Right now, Obamacare is an article of faith among Republicans that it is a socialist vision with a huge price tag we can't afford. It's equally an article of faith for Democrats that Obamacare must be in place to provide health care to the "needy" (however that is defined).
If you get Congresspeople alone and off the record, you will find that both sides think there are parts of this 2700-page bill that we really need, and some that we'd be better off voiding and starting over. Few exhibit unalloyed happiness about it. The reason we have this is the determination Congress felt, when Democrats controlled both Houses, that we needed to move this bill written by anonymous staffers, and do it without fighting skirmishes over pieces of it with the Republicans. So it was rammed through with no Republican input... or votes.
Can anything be so vexing to a Congressperson as to be unheard because of party affiliation? But, absent some quantifiable leverage such as the House's control of the debt ceiling, there is no input sought or accepted from Congressional Republicans right now, on anything.

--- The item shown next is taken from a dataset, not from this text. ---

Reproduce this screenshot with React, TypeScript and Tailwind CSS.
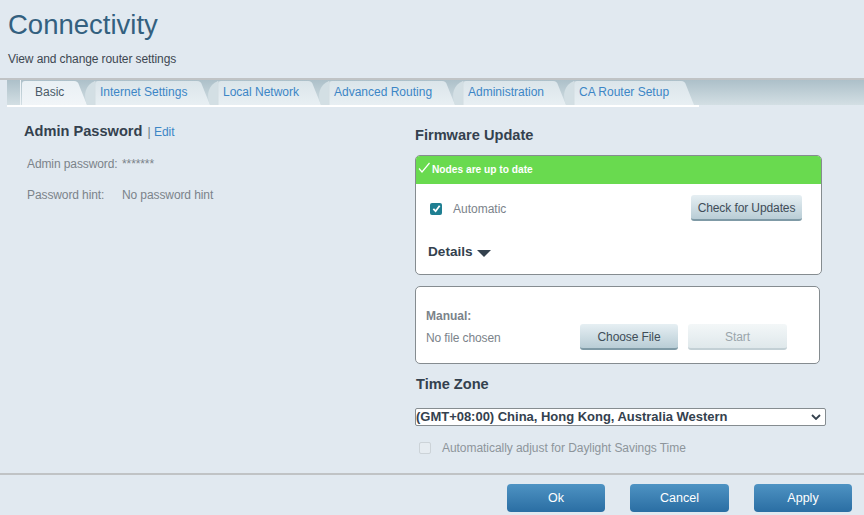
const tabs = [
  { label: "Basic", width: 73 },
  { label: "Internet Settings", width: 123 },
  { label: "Local Network", width: 111 },
  { label: "Advanced Routing", width: 134 },
  { label: "Administration", width: 111 },
  { label: "CA Router Setup", width: 128 },
];

const Tab = ({ label, width, active }: { label: string; width: number; active: boolean }) => {
  const h = 24;
  const w = width - 8;
  const shape = `M0 ${h} V3 Q0 0 3 0 H${w - 13} Q${w - 9} 0 ${w - 8} 4 L${w} ${h} Z`;
  const gradientId = active ? "tab-active" : "tab-idle";
  return (
    <div className={`relative flex h-[24px] shrink-0 items-center pb-[2px] ${active ? "text-[#4a5a68]" : "text-[#3c86c6]"}`} style={{ width }}>
      <svg className="absolute left-0 top-0 overflow-visible" width={w} height={h}>
        <defs>
          <linearGradient id={gradientId} x1="0" y1="0" x2="0" y2="1">
            <stop offset="0" stopColor={active ? "#e9f0f4" : "#dbe5ea"} />
            <stop offset="1" stopColor={active ? "#f1f5f8" : "#e8eff3"} />
          </linearGradient>
        </defs>
        {!active && <path d={`M-8 ${h} C-12 14 -10 4 0 0 V${h} Z`} fill="#d3dfe4" />}
        <path d={shape} fill={`url(#${gradientId})`} />
        {!active && <path d={`M0 0 V${h}`} stroke="#d2dde2" />}
      </svg>
      <span className={`relative whitespace-nowrap text-[12px] ${active ? "pl-[13px]" : "pl-[5px]"}`}>{label}</span>
    </div>
  );
};

const GrayButton = ({ label, width, disabled }: { label: string; width: string; disabled?: boolean }) => (
  <button
    className={`h-[26px] rounded-[3px] border-b-2 pt-[2px] text-[12px] tracking-[-0.1px] ${width} ${
      disabled
        ? "border-[#c3d0d5] bg-gradient-to-b from-[#f3f7f8] to-[#dfe8eb] text-[#9aa5ab]"
        : "border-[#7f9aa6] bg-gradient-to-b from-[#e6eff3] to-[#b9cdd6] text-[#3f4d58]"
    }`}
  >
    {label}
  </button>
);

const FooterButton = ({ label, width }: { label: string; width: string }) => (
  <button className={`h-[28px] rounded-[4px] bg-gradient-to-b from-[#4e93c3] to-[#2a6ea3] text-[12.5px] text-white ${width}`}>
    {label}
  </button>
);

export default function App() {
  return (
    <div className="flex h-[515px] w-[864px] flex-col overflow-hidden bg-[#e1e9f0] font-['Liberation_Sans',Arial,sans-serif] text-[12px] leading-[14px]">
      <header className="h-[78px] shrink-0 pl-[8px]">
        <h1 className="pt-[7px] text-[27.5px] leading-[36px] text-[#33607f]">Connectivity</h1>
        <p className="mt-[9px] text-[12px] leading-[15px] tracking-[-0.1px] text-[#3d4750]">View and change router settings</p>
      </header>

      <nav className="h-[29px] shrink-0 border-t-2 border-[#c0c3c5] pl-[7px]">
        <div className="flex h-[25px] bg-gradient-to-b from-[#adc0c9] to-[#d3dfe4] pl-[13px] pt-[1px]">
          <div className="-mt-[1px] mr-[1px] h-[25px] w-[1px] bg-[#eef3f6]" />
          {tabs.map((tab, i) => (
            <Tab key={tab.label} label={tab.label} width={tab.width} active={i === 0} />
          ))}
        </div>
        <div className="h-[2px] w-[692px] bg-white" />
      </nav>

      <main className="flex h-[366px] shrink-0">
        <section className="w-[415px] shrink-0 pl-[24px] pt-[15px] tracking-[-0.1px]">
          <h2 className="text-[14.6px] font-bold leading-[18px] tracking-normal text-[#34414e]">
            Admin Password{" "}
            <span className="ml-[1px] text-[12px] font-normal text-[#3c86c6]">
              <span className="text-[#6b7780]">|</span> Edit
            </span>
          </h2>
          <div className="mt-[16px] flex pl-[3px] text-[#7b838a]">
            <span className="w-[95px] shrink-0">Admin password:</span>
            <span>*******</span>
          </div>
          <div className="mt-[17px] flex pl-[3px] text-[#7b838a]">
            <span className="w-[95px] shrink-0">Password hint:</span>
            <span>No password hint</span>
          </div>
        </section>

        <section className="w-[412px] shrink-0 pt-[19px]">
          <h2 className="text-[14.6px] font-bold leading-[18px] text-[#34414e]">Firmware Update</h2>
          <div className="mt-[11px] h-[120px] w-[407px] overflow-hidden rounded-[5px] border border-[#858c90] bg-white">
            <div className="flex h-[28px] items-center bg-[#69da4f] pl-[1px] text-[10.2px] font-bold text-white">
              <svg width="14" height="14" viewBox="0 0 14 14" fill="none" stroke="white" strokeWidth="1.2" className="-mt-[4px] mr-[1px]">
                <path d="M2 7.5 L5 11 L12.5 2" />
              </svg>
              Nodes are up to date
            </div>
            <div className="flex items-center justify-between pl-[14px] pr-[19px] pt-[11px]">
              <label className="mt-[1px] flex items-center text-[#7b838a]">
                <span className="flex h-[12px] w-[12px] items-center justify-center rounded-[2px] bg-[#1f7f92]">
                  <svg width="9" height="9" viewBox="0 0 10 10" fill="none" stroke="white" strokeWidth="2">
                    <path d="M1.5 5.5 L4 8 L8.5 2" />
                  </svg>
                </span>
                <span className="ml-[11px]">Automatic</span>
              </label>
              <GrayButton label="Check for Updates" width="w-[111px]" />
            </div>
            <div className="mt-[22px] flex items-center pl-[12px] text-[13.6px] font-bold leading-[18px] text-[#34414e]">
              Details
              <svg width="14" height="7" viewBox="0 0 14 7" className="ml-[4px] mt-[2px]">
                <path d="M0 0 H14 L7 7 Z" fill="#34414e" />
              </svg>
            </div>
          </div>

          <div className="mt-[11px] h-[78px] w-[405px] rounded-[5px] border border-[#858c90] bg-white pl-[10px]">
            <div className="pt-[22px] font-bold text-[#7b838a]">Manual:</div>
            <div className="mt-[1px] flex items-center">
              <span className="w-[154px] pt-[2px] tracking-[-0.1px] text-[#7b838a]">No file chosen</span>
              <GrayButton label="Choose File" width="w-[98px]" />
              <span className="w-[10px]" />
              <GrayButton label="Start" width="w-[99px]" disabled />
            </div>
          </div>

          <h2 className="ml-[1px] mt-[11px] text-[14.6px] font-bold leading-[18px] text-[#34414e]">Time Zone</h2>
          <div className="relative mt-[15px] h-[18px] w-[411px]">
            <select className="h-[18px] w-full appearance-none rounded-[2px] border border-[#858c90] bg-white text-[13px] font-bold leading-[14px] tracking-[-0.02px] text-[#34414e]">
              <option>(GMT+08:00) China, Hong Kong, Australia Western</option>
            </select>
            <svg width="10" height="6" viewBox="0 0 10 6" fill="none" stroke="#34414e" strokeWidth="1.8" className="pointer-events-none absolute right-[5px] top-[6px]">
              <path d="M1 1 L5 5 L9 1" />
            </svg>
          </div>
          <label className="mt-[15px] flex items-center tracking-[-0.05px] text-[#8d959b]">
            <span className="ml-[4px] h-[12px] w-[12px] rounded-[2px] border border-[#ccd3d8] bg-[#e6ecf1]" />
            <span className="ml-[11px]">Automatically adjust for Daylight Savings Time</span>
          </label>
        </section>
      </main>

      <footer className="flex flex-1 justify-end gap-[25px] border-t-2 border-[#c0c3c5] pr-[12px] pt-[9px]">
        <FooterButton label="Ok" width="w-[98px]" />
        <FooterButton label="Cancel" width="w-[99px]" />
        <FooterButton label="Apply" width="w-[98px]" />
      </footer>
    </div>
  );
}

And I have perfect confidence that when the pendulum swings back, and Republicans are the majority party again, they will do their damndest to ignore Democrats while pushing their agenda.
The solution is to remove the devices, dodges, processes, practices, and maneuvers that are codified in the chambers' rules that prevent the minority party from being heard - that make compromise so tough. When (or if) we go back to civilly listening to the other side and candidly admitting that they might have some useful ideas too, we might stand a chance of getting the peoples' business done. And when BOTH parties stand behind painful compromises that address our pending fiscal crises, Congresspeople might be able to resist the inborn feeling they need to run for cover.
Come on, Congress. Clean up your act. Compromise. Get the deals done. Stop acting like children. Maybe then you could have a reason to feel as you do - that you're better than the rest of us.